## PROBLEM DESCRIPTION
Look over the lines below. Report each one that includes the string "this".

## Records from a data collection

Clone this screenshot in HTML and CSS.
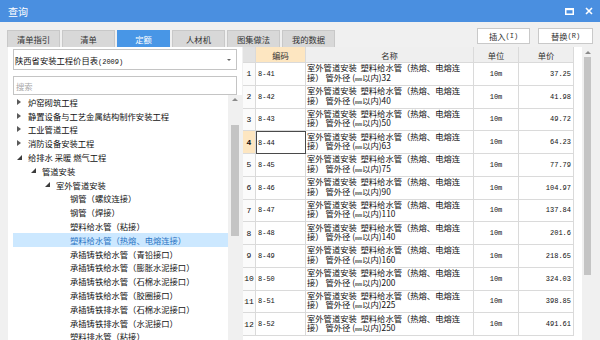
FILE: index.html
```html
<!DOCTYPE html>
<html>
<head>
<meta charset="utf-8">
<link rel="stylesheet" href="styles.css">
</head>
<body>
<div class="window">
  <div class="titlebar">
    <span class="title">查询</span>
    <div class="winbtns">
      <svg class="ico-max" width="9" height="7" viewBox="0 0 9 7"><rect x="0.75" y="0.75" width="7.5" height="5.5" fill="none" stroke="#fff" stroke-width="1.5"/><rect x="0" y="0" width="9" height="2.2" fill="#fff"/></svg>
      <svg class="ico-close" width="8" height="8" viewBox="0 0 8 8"><path d="M1 1 L7 7 M7 1 L1 7" stroke="#fff" stroke-width="1.6"/></svg>
    </div>
  </div>
  <div class="toolbar">
    <div class="tabs">
      <div class="tab">清单指引</div>
      <div class="tab">清单</div>
      <div class="tab active">定额</div>
      <div class="tab">人材机</div>
      <div class="tab">图集做法</div>
      <div class="tab">我的数据</div>
    </div>
    <div class="actions">
      <div class="btn">插入<span class="asc">(I)</span></div>
      <div class="btn wide">替换<span class="asc">(R)</span></div>
    </div>
  </div>
  <div class="main">
    <div class="left">
      <div class="combo"><span>陕西省安装工程价目表<span class="asc">(2009)</span></span><span class="caret"></span></div>
      <div class="search">搜索</div>
      <div class="treewrap">
        <div class="tree">
          <div class="node l0"><span class="arr"><svg width="4" height="6" viewBox="0 0 4 6"><path d="M0 0 L4 3 L0 6Z" fill="#5a5a5a"/></svg></span><span class="lbl">炉窑砌筑工程</span></div>
          <div class="node l0"><span class="arr"><svg width="4" height="6" viewBox="0 0 4 6"><path d="M0 0 L4 3 L0 6Z" fill="#5a5a5a"/></svg></span><span class="lbl">静置设备与工艺金属结构制作安装工程</span></div>
          <div class="node l0"><span class="arr"><svg width="4" height="6" viewBox="0 0 4 6"><path d="M0 0 L4 3 L0 6Z" fill="#5a5a5a"/></svg></span><span class="lbl">工业管道工程</span></div>
          <div class="node l0"><span class="arr"><svg width="4" height="6" viewBox="0 0 4 6"><path d="M0 0 L4 3 L0 6Z" fill="#5a5a5a"/></svg></span><span class="lbl">消防设备安装工程</span></div>
          <div class="node l0"><span class="arr"><svg width="5" height="5" viewBox="0 0 5 5"><path d="M5 0 L5 5 L0 5Z" fill="#3c3c3c"/></svg></span><span class="lbl">给排水 采暖 燃气工程</span></div>
          <div class="node l1"><span class="arr"><svg width="5" height="5" viewBox="0 0 5 5"><path d="M5 0 L5 5 L0 5Z" fill="#3c3c3c"/></svg></span><span class="lbl">管道安装</span></div>
          <div class="node l2"><span class="arr"><svg width="5" height="5" viewBox="0 0 5 5"><path d="M5 0 L5 5 L0 5Z" fill="#3c3c3c"/></svg></span><span class="lbl">室外管道安装</span></div>
          <div class="node l3"><span class="arr"></span><span class="lbl">钢管（螺纹连接）</span></div>
          <div class="node l3"><span class="arr"></span><span class="lbl">钢管（焊接）</span></div>
          <div class="node l3"><span class="arr"></span><span class="lbl">塑料给水管（粘接）</span></div>
          <div class="node l3 selected"><span class="arr"></span><span class="lbl">塑料给水管（热熔、电熔连接）</span></div>
          <div class="node l3"><span class="arr"></span><span class="lbl">承插铸铁给水管（青铅接口）</span></div>
          <div class="node l3"><span class="arr"></span><span class="lbl">承插铸铁给水管（膨胀水泥接口）</span></div>
          <div class="node l3"><span class="arr"></span><span class="lbl">承插铸铁给水管（石棉水泥接口）</span></div>
          <div class="node l3"><span class="arr"></span><span class="lbl">承插铸铁给水管（胶圈接口）</span></div>
          <div class="node l3"><span class="arr"></span><span class="lbl">承插铸铁排水管（石棉水泥接口）</span></div>
          <div class="node l3"><span class="arr"></span><span class="lbl">承插铸铁排水管（水泥接口）</span></div>
          <div class="node l3"><span class="arr"></span><span class="lbl">塑料排水管（粘接）</span></div>
        </div>
        <div class="vscroll tree-scroll"><span class="up"></span><span class="thumb"></span></div>
      </div>
    </div>
    <div class="gridwrap">
      <div class="grid">
        <div class="hc rn"></div><div class="hc code">编码</div><div class="hc">名称</div><div class="hc">单位</div><div class="hc">单价</div>

        <div class="c rn">1</div><div class="c code">8-41</div><div class="c name"><span>室外管道安装&nbsp; 塑料给水管（热熔、电熔连<br>接） 管外径 (<span class="mm">mm</span>以内)32</span></div><div class="c unit">10m</div><div class="c price">37.25</div>
        <div class="c rn">2</div><div class="c code">8-42</div><div class="c name"><span>室外管道安装&nbsp; 塑料给水管（热熔、电熔连<br>接） 管外径 (<span class="mm">mm</span>以内)40</span></div><div class="c unit">10m</div><div class="c price">41.98</div>
        <div class="c rn">3</div><div class="c code">8-43</div><div class="c name"><span>室外管道安装&nbsp; 塑料给水管（热熔、电熔连<br>接） 管外径 (<span class="mm">mm</span>以内)50</span></div><div class="c unit">10m</div><div class="c price">49.72</div>
        <div class="c rn cur">4</div><div class="c code sel">8-44</div><div class="c name"><span>室外管道安装&nbsp; 塑料给水管（热熔、电熔连<br>接） 管外径 (<span class="mm">mm</span>以内)63</span></div><div class="c unit">10m</div><div class="c price">64.23</div>
        <div class="c rn">5</div><div class="c code">8-45</div><div class="c name"><span>室外管道安装&nbsp; 塑料给水管（热熔、电熔连<br>接） 管外径 (<span class="mm">mm</span>以内)75</span></div><div class="c unit">10m</div><div class="c price">77.79</div>
        <div class="c rn">6</div><div class="c code">8-46</div><div class="c name"><span>室外管道安装&nbsp; 塑料给水管（热熔、电熔连<br>接） 管外径 (<span class="mm">mm</span>以内)90</span></div><div class="c unit">10m</div><div class="c price">104.97</div>
        <div class="c rn">7</div><div class="c code">8-47</div><div class="c name"><span>室外管道安装&nbsp; 塑料给水管（热熔、电熔连<br>接） 管外径 (<span class="mm">mm</span>以内)110</span></div><div class="c unit">10m</div><div class="c price">137.84</div>
        <div class="c rn">8</div><div class="c code">8-48</div><div class="c name"><span>室外管道安装&nbsp; 塑料给水管（热熔、电熔连<br>接） 管外径 (<span class="mm">mm</span>以内)140</span></div><div class="c unit">10m</div><div class="c price">201.6</div>
        <div class="c rn">9</div><div class="c code">8-49</div><div class="c name"><span>室外管道安装&nbsp; 塑料给水管（热熔、电熔连<br>接） 管外径 (<span class="mm">mm</span>以内)160</span></div><div class="c unit">10m</div><div class="c price">218.65</div>
        <div class="c rn">10</div><div class="c code">8-50</div><div class="c name"><span>室外管道安装&nbsp; 塑料给水管（热熔、电熔连<br>接） 管外径 (<span class="mm">mm</span>以内)200</span></div><div class="c unit">10m</div><div class="c price">324.03</div>
        <div class="c rn">11</div><div class="c code">8-51</div><div class="c name"><span>室外管道安装&nbsp; 塑料给水管（热熔、电熔连<br>接） 管外径 (<span class="mm">mm</span>以内)225</span></div><div class="c unit">10m</div><div class="c price">398.85</div>
        <div class="c rn">12</div><div class="c code">8-52</div><div class="c name"><span>室外管道安装&nbsp; 塑料给水管（热熔、电熔连<br>接） 管外径 (<span class="mm">mm</span>以内)250</span></div><div class="c unit">10m</div><div class="c price">491.61</div>
      </div>
      <div class="vscroll grid-scroll"><span class="up"></span><span class="thumb"></span></div>
    </div>
  </div>
</div>
</body>
</html>
```

FILE: styles.css
```css
* { box-sizing: border-box; margin: 0; padding: 0; }
html, body { width: 600px; height: 340px; overflow: hidden; }
body {
  background: #f0f0f0;
  font-family: "Noto Sans CJK SC", "Noto Sans", sans-serif;
  font-size: 8.3px;
  color: #111;
}
.window { width: 600px; height: 340px; display: flex; flex-direction: column; }

.titlebar {
  height: 22px;
  flex: 0 0 22px;
  background: #4a8fe0;
  display: flex;
  align-items: center;
  padding: 0 7px 0 8px;
}
.title { color: #fff; font-size: 10px; flex: 1; }
.winbtns { display: flex; align-items: center; gap: 11px; }

.toolbar {
  height: 25px;
  flex: 0 0 25px;
  display: flex;
  align-items: flex-end;
  padding: 0 7px 0 7px;
}
.tabs { display: flex; gap: 2px; flex: 1; }
.tab {
  width: 53px;
  height: 17px;
  display: flex;
  align-items: center;
  justify-content: center;
  background: #d8d8d8;
  border: 1px solid #c8c8c8;
  border-bottom: none;
  color: #333;
}
.tab.active { background: #4896e6; border-color: #4896e6; color: #fff; }
.actions { display: flex; gap: 8px; align-self: flex-start; margin-top: 6px; }
.btn {
  width: 53px;
  height: 16px;
  background: #fff;
  border: 1px solid #c9c9c9;
  display: flex;
  align-items: center;
  justify-content: center;
  color: #333;
}
.btn.wide { width: 55px; }
.asc { font-family: "Liberation Mono", monospace; font-size: 7px; }

.main {
  flex: 1;
  display: flex;
  gap: 1px;
  padding-left: 8px;
  overflow: hidden;
}
.left {
  width: 234px;
  flex: 0 0 234px;
  background: #fff;
  display: flex;
  flex-direction: column;
  padding-top: 2px;
}
.combo {
  margin: 0 5px;
  height: 21px;
  border: 1px solid #c4c4c4;
  display: flex;
  align-items: center;
  justify-content: space-between;
  padding: 0 5px 0 1px;
}
.caret {
  width: 0; height: 0;
  border-left: 2px solid transparent;
  border-right: 2px solid transparent;
  border-top: 2px solid #666;
}
.search {
  margin: 6px 5px 0;
  height: 19px;
  border: 1px solid #c4c4c4;
  display: flex;
  align-items: center;
  padding-left: 2px;
  color: #a8a8a8;
}
.treewrap { flex: 1; display: flex; overflow: hidden; }
.tree { flex: 1; padding-left: 5px; overflow: hidden; }
.node {
  height: 13.8px;
  display: flex;
  align-items: center;
  white-space: nowrap;
}
.node.l1 { padding-left: 14px; }
.node.l2 { padding-left: 28px; }
.node.l3 { padding-left: 42px; }
.node.selected { background: #cce8ff; }
.node.selected .lbl { color: #2a74c4; }
.arr { width: 12px; flex: 0 0 12px; display: flex; justify-content: center; align-items: center; }
.lbl { margin-left: 3px; }

.vscroll {
  background: #f0f0f0;
  display: flex;
  flex-direction: column;
  align-items: center;
}
.up {
  width: 0; height: 0;
  border-left: 3px solid transparent;
  border-right: 3px solid transparent;
  border-bottom: 3px solid #8a8a8a;
}
.thumb { background: #c4c4c4; }
.tree-scroll { width: 14px; flex: 0 0 14px; padding-top: 3px; }
.tree-scroll .thumb { width: 8px; height: 111px; margin-top: 24px; }

.gridwrap {
  width: 350px;
  flex: 0 0 350px;
  background: #fff;
  display: flex;
}
.grid {
  flex: 1;
  display: grid;
  grid-template-columns: 13px 50px 168px 45px 55px;
  grid-template-rows: 16px;
  grid-auto-rows: 22.75px;
  align-content: start;
  overflow: hidden;
}
.hc, .c {
  border-right: 1px solid #dadada;
  border-bottom: 1px solid #dadada;
  display: flex;
  align-items: center;
  white-space: nowrap;
}
.hc { background: #efefef; justify-content: center; color: #333; }
.hc.rn { background: #e2e2e2; }
.hc.code { background: #fde6c1; }
.c.rn {
  justify-content: center;
  font-family: "Liberation Mono", monospace;
  font-size: 8px;
  background: #fbfbfb;
}
.c.rn.cur { background: #fde6c1; font-weight: bold; }
.c.code { font-family: "Liberation Mono", monospace; font-size: 7px; padding-left: 2px; }
.c.code.sel { border: 1px solid #4a4a4a; padding-left: 1px; }
.c.name { line-height: 9.5px; padding-left: 1px; }
.mm { font-family: "Liberation Mono", monospace; font-size: 6px; }
.c.unit { justify-content: center; font-family: "Liberation Mono", monospace; font-size: 7px; }
.c.price { justify-content: flex-end; padding-right: 2px; font-family: "Liberation Mono", monospace; font-size: 7px; }

.grid-scroll { width: 11px; flex: 0 0 11px; padding-top: 4px; }
.grid-scroll .thumb { width: 7px; height: 218px; margin-top: 3px; }
```
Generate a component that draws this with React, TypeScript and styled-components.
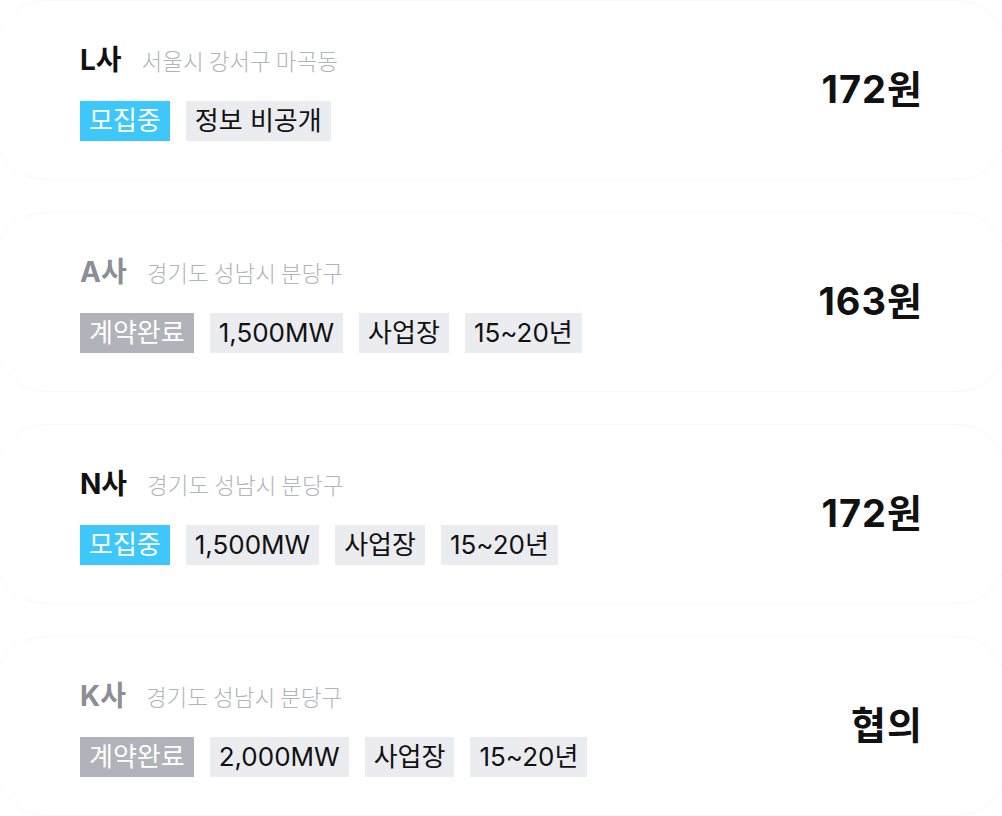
import styled, { createGlobalStyle } from "styled-components";

type Status = "open" | "done";

interface Offer {
  company: string;
  address: string;
  status: Status;
  tags: string[];
  price: string;
}

const offers: Offer[] = [
  {
    company: "L사",
    address: "서울시 강서구 마곡동",
    status: "open",
    tags: ["정보 비공개"],
    price: "172원",
  },
  {
    company: "A사",
    address: "경기도 성남시 분당구",
    status: "done",
    tags: ["1,500MW", "사업장", "15~20년"],
    price: "163원",
  },
  {
    company: "N사",
    address: "경기도 성남시 분당구",
    status: "open",
    tags: ["1,500MW", "사업장", "15~20년"],
    price: "172원",
  },
  {
    company: "K사",
    address: "경기도 성남시 분당구",
    status: "done",
    tags: ["2,000MW", "사업장", "15~20년"],
    price: "협의",
  },
];

const App = () => {
  return (
    <>
      <GlobalStyle />
      <OfferList>
        {offers.map((offer, index) => (
          <OfferCard key={index}>
            <OfferInfo>
              <TitleRow>
                <CompanyName $muted={offer.status === "done"}>
                  {offer.company}
                </CompanyName>
                <Address>{offer.address}</Address>
              </TitleRow>
              <TagRow>
                <StatusTag $status={offer.status}>
                  {offer.status === "open" ? "모집중" : "계약완료"}
                </StatusTag>
                {offer.tags.map((tag) => (
                  <Tag key={tag}>{tag}</Tag>
                ))}
              </TagRow>
            </OfferInfo>
            <Price>{offer.price}</Price>
          </OfferCard>
        ))}
      </OfferList>
    </>
  );
};

const GlobalStyle = createGlobalStyle`
  body {
    margin: 0;
    background: #ffffff;
    font-family: Inter, "Noto Sans CJK KR", sans-serif;
    color: #111111;
    overflow: hidden;
  }
`;

const OfferList = styled.div`
  display: flex;
  flex-direction: column;
  gap: 32px;
  margin: 0 -5px;
`;

const OfferCard = styled.div`
  height: 180px;
  box-sizing: border-box;
  border: 1px solid #f8f8fa;
  border-radius: 50px;
  padding: 0 83px 0 84px;
  display: flex;
  align-items: center;
  justify-content: space-between;
`;

const OfferInfo = styled.div`
  display: flex;
  flex-direction: column;
  gap: 29px;
  padding-bottom: 2px;
`;

const TitleRow = styled.div`
  display: flex;
  align-items: baseline;
  gap: 20px;
  height: 34px;
`;

const CompanyName = styled.span<{ $muted: boolean }>`
  font-size: 28px;
  font-weight: 700;
  color: ${(p) => (p.$muted ? "#8b8e94" : "#111111")};
`;

const Address = styled.span`
  font-size: 22.5px;
  color: #b1b4ba;
  font-family: "Noto Sans CJK KR", sans-serif;
  font-weight: 300;
`;

const TagRow = styled.div`
  display: flex;
  gap: 16px;
`;

const Tag = styled.span`
  height: 40px;
  line-height: 40px;
  padding: 0 9px;
  font-size: 26px;
  background: #ebecf0;
  color: #111111;
`;

const StatusTag = styled(Tag)<{ $status: Status }>`
  background: ${(p) => (p.$status === "open" ? "#3ec7fb" : "#b0b3b9")};
  color: #ffffff;
`;

const Price = styled.div`
  font-size: 38px;
  font-weight: 700;
  letter-spacing: 1px;
  color: #111111;
  margin-bottom: 8px;
`;

export default App;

## OUTPUT OF THE EXERCISE
Clone this screenshot in HTML and CSS.
Generate a component that draws this with React, TypeScript and styled-components.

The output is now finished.